In ‘Sunset City,’ Melissa Ginsburg lets in the dead

Posted on Jun 16 2016 - 6:08am by Charles McCrory

In “Sunset City,” Melissa Ginsburg’s hypnotic first novel, the author’s native Houston emerges as a hot new locale for literary noir. Alienated, smoggy, choked with traffic, crowned with brilliant, “pollution-stained” sunsets, Ginsburg’s Houston is where barista Charlotte Ford finds a detective waiting for her in the rain in front of her building. Danielle Reeves, Charlotte’s “oldest, dearest friend,” has been found murdered, bludgeoned to death in a motel room.

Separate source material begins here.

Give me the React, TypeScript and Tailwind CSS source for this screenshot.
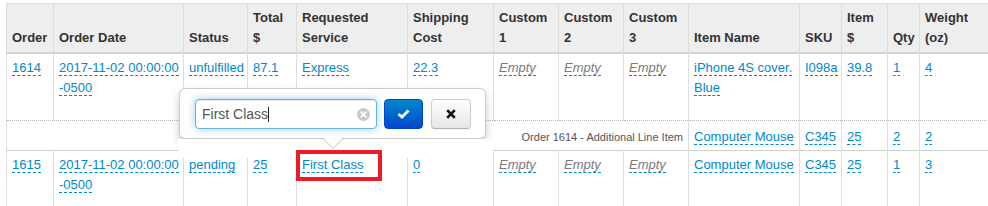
import React from "react";

const L = ({ children }: { children: React.ReactNode }) => (
  <span className="text-[#0088cc] border-b border-dashed border-[#0088cc]">{children}</span>
);
const E = () => (
  <span className="italic text-[#7a7a7a] border-b border-dashed border-[#0088cc]">Empty</span>
);

const widths = [47, 130, 64, 49, 111, 86, 65, 65, 65, 111, 42, 46, 32, 70];

const th =
  "px-[5px] pt-[4px] pb-[4px] align-bottom text-left font-bold text-[13px] leading-[20px] text-[#333] bg-[#eeeeee] border-x border-t border-[#dddddd] border-b-2 border-b-[#d4d4d4]";
const td1 = "px-[5px] pt-[4px] align-top text-[13px] leading-[20px] whitespace-nowrap border-x border-[#dddddd] h-[67px]";
const td2 =
  "px-[5px] pt-[6px] align-top text-[13px] leading-[20px] whitespace-nowrap border-x border-[#dddddd] border-t border-t-[#bbbbbb] [border-top-style:dotted] h-[30px]";
const td3 = "px-[5px] pt-[4px] align-top text-[13px] leading-[20px] whitespace-nowrap border-x border-[#dddddd] border-t border-t-[#d0d0d0] h-[60px]";

export default function App() {
  return (
    <div className="relative w-[988px] h-[206px] overflow-hidden bg-white font-['Liberation_Sans',Arial,sans-serif]">
      <div className="pl-[6px] pt-[3px]">
        <table className="table-fixed border-collapse w-[983px]">
          <colgroup>
            {widths.map((w, i) => (
              <col key={i} style={{ width: w }} />
            ))}
          </colgroup>
          <thead>
            <tr>
              <th className={th}>Order</th>
              <th className={th}>Order Date</th>
              <th className={th}>Status</th>
              <th className={th}>Total<br />$</th>
              <th className={th}>Requested<br />Service</th>
              <th className={th}>Shipping<br />Cost</th>
              <th className={th}>Custom<br />1</th>
              <th className={th}>Custom<br />2</th>
              <th className={th}>Custom<br />3</th>
              <th className={th}>Item Name</th>
              <th className={th}>SKU</th>
              <th className={th}>Item<br />$</th>
              <th className={th}>Qty</th>
              <th className={th}>Weight<br />(oz)</th>
            </tr>
          </thead>
          <tbody>
            <tr>
              <td className={td1}><L>1614</L></td>
              <td className={td1}><L>2017-11-02 00:00:00</L><br /><L>-0500</L></td>
              <td className={td1}><L>unfulfilled</L></td>
              <td className={td1}><L>87.1</L></td>
              <td className={td1}><L>Express</L></td>
              <td className={td1}><L>22.3</L></td>
              <td className={td1}><E /></td>
              <td className={td1}><E /></td>
              <td className={td1}><E /></td>
              <td className={td1}><L>iPhone 4S cover.</L><br /><L>Blue</L></td>
              <td className={td1}><L>I098a</L></td>
              <td className={td1}><L>39.8</L></td>
              <td className={td1}><L>1</L></td>
              <td className={td1}><L>4</L></td>
            </tr>
            <tr>
              <td colSpan={9} className={td2 + " text-right !text-[11px] text-[#555]"}>
                Order 1614 - Additional Line Item
              </td>
              <td className={td2}><L>Computer Mouse</L></td>
              <td className={td2}><L>C345</L></td>
              <td className={td2}><L>25</L></td>
              <td className={td2}><L>2</L></td>
              <td className={td2}><L>2</L></td>
            </tr>
            <tr>
              <td className={td3}><L>1615</L></td>
              <td className={td3}><L>2017-11-02 00:00:00</L><br /><L>-0500</L></td>
              <td className={td3}><L>pending</L></td>
              <td className={td3}><L>25</L></td>
              <td className={td3}><L>First Class</L></td>
              <td className={td3}><L>0</L></td>
              <td className={td3}><E /></td>
              <td className={td3}><E /></td>
              <td className={td3}><E /></td>
              <td className={td3}><L>Computer Mouse</L></td>
              <td className={td3}><L>C345</L></td>
              <td className={td3}><L>25</L></td>
              <td className={td3}><L>1</L></td>
              <td className={td3}><L>3</L></td>
            </tr>
          </tbody>
        </table>
      </div>

      {/* popover */}
      <div className="absolute left-[179px] top-[88px] w-[307px] h-[51px] bg-white border border-black/20 rounded-[6px] shadow-[0_5px_10px_rgba(0,0,0,0.2)] flex items-start pl-[15px] pt-[10px]">
        <div className="relative w-[182px] h-[30px] border border-[#66afe9] rounded-[4px] bg-white shadow-[inset_0_1px_1px_rgba(0,0,0,0.075),0_0_8px_rgba(102,175,233,0.6)] flex items-center pl-[6px] text-[14px] text-[#555]">
          <span>First Class</span>
          <span className="inline-block w-px h-[15px] bg-[#222]" />
          <svg className="absolute right-[6px] top-[8px]" width="13" height="13" viewBox="0 0 13 13">
            <circle cx="6.5" cy="6.5" r="6.5" fill="#c9c9c9" />
            <path d="M4.2 4.2 L8.8 8.8 M8.8 4.2 L4.2 8.8" stroke="#fff" strokeWidth="1.8" strokeLinecap="round" />
          </svg>
        </div>
        <div className="ml-[7px] w-[39px] h-[30px] rounded-[4px] border border-[#0044cc] bg-linear-to-b from-[#0088cc] to-[#0044cc] flex items-center justify-center">
          <svg width="13" height="10" viewBox="0 0 13 10">
            <path d="M1.5 5 L5 8 L11.5 1.5" stroke="#fff" strokeWidth="2.8" fill="none" strokeLinejoin="miter" />
          </svg>
        </div>
        <div className="ml-[8px] w-[40px] h-[30px] rounded-[4px] border border-[#cccccc] border-b-[#b3b3b3] bg-linear-to-b from-white to-[#e6e6e6] shadow-[0_1px_2px_rgba(0,0,0,0.05)] flex items-center justify-center">
          <svg width="10" height="10" viewBox="0 0 10 10">
            <path d="M1.2 1.2 L8.8 8.8 M8.8 1.2 L1.2 8.8" stroke="#111" strokeWidth="2.6" />
          </svg>
        </div>
      </div>

      {/* white area below popover */}
      <div className="absolute left-[178px] top-[139px] w-[315px] h-[19px] bg-white" />

      {/* arrow */}
      <div className="absolute left-[322px] top-[138px] w-0 h-0 border-x-[11px] border-x-transparent border-t-[11px] border-t-black/25" />
      <div className="absolute left-[323px] top-[138px] w-0 h-0 border-x-[10px] border-x-transparent border-t-[10px] border-t-white" />

      {/* red annotation */}
      <div className="absolute left-[296px] top-[150px] w-[86px] h-[31px] border-4 border-[#ed1c24]" />
    </div>
  );
}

Growing up, Charlotte and Danielle were inseparable. Both girls had absent mothers — Charlotte’s was addicted to painkillers, which eventually killed her; Danielle’s, a wealthy developer, was emotionally unavailable, married to her career. Both liked drugs, but Danielle liked them more. She got hooked on heroin, did time for possession, and lost touch with Charlotte. The estranged friends met up again just days before the murder. Danielle was off drugs and working for a porn website called SweetDreamz.net. She seemed happy and healthy. Charlotte didn’t kill her, but their meeting was the one anomaly in Danielle’s recent past. Whatever happened, it had something to do with Charlotte.    

Melissa Ginsburg is the author of the poetry collection “Dear Weather Ghost” and the chapbook “Arbor.” Her training as a poet infuses the often workmanlike construction of crime fiction (“He poured a drink,” “She lit a cigarette,” “The phone rang”) with lyricism and pathos. It also informs the book’s pacing, driven more by atmosphere than plot.

This is a ghost story disguised as a detective story. Charlotte is consumed by Danielle’s murder, but she’s no amateur sleuth. Her response is closer to a lot of real people’s: She reaches for the whiskey, not the binoculars. She screws up at work and is let go. Through a kind of boozy osmosis, Charlotte draws steadily closer to the truth, prodded by the handsome detective in charge of the case, her own memories, and her interactions with the people who last saw Danielle. The cast includes Sally Reeves, Danielle’s mother; Brandon Young, her hot-tempered lover and porn director; and Audrey, her beautiful but drug-addled friend and scene partner.

In the book’s most memorable moments, Ginsburg blends the erotic with the macabre. One of Danielle’s porn clips arouses even as it fondly recalls a friend’s familiar gesture. The action builds to a steamy, ketamine-fueled séance in which Charlotte and Ginsburg “let in the dead.”

Readers expecting a standard whodunit will find the bare bones here, but “Sunset City” is richer for the stories it tells instead: an elegy for friendship, a sexy, unromantic ode to a city, and, finally, a coming-of-age tale older than the pavement over Houston’s wetlands, about walking through the underworld and coming out changed on the other side — if you make it.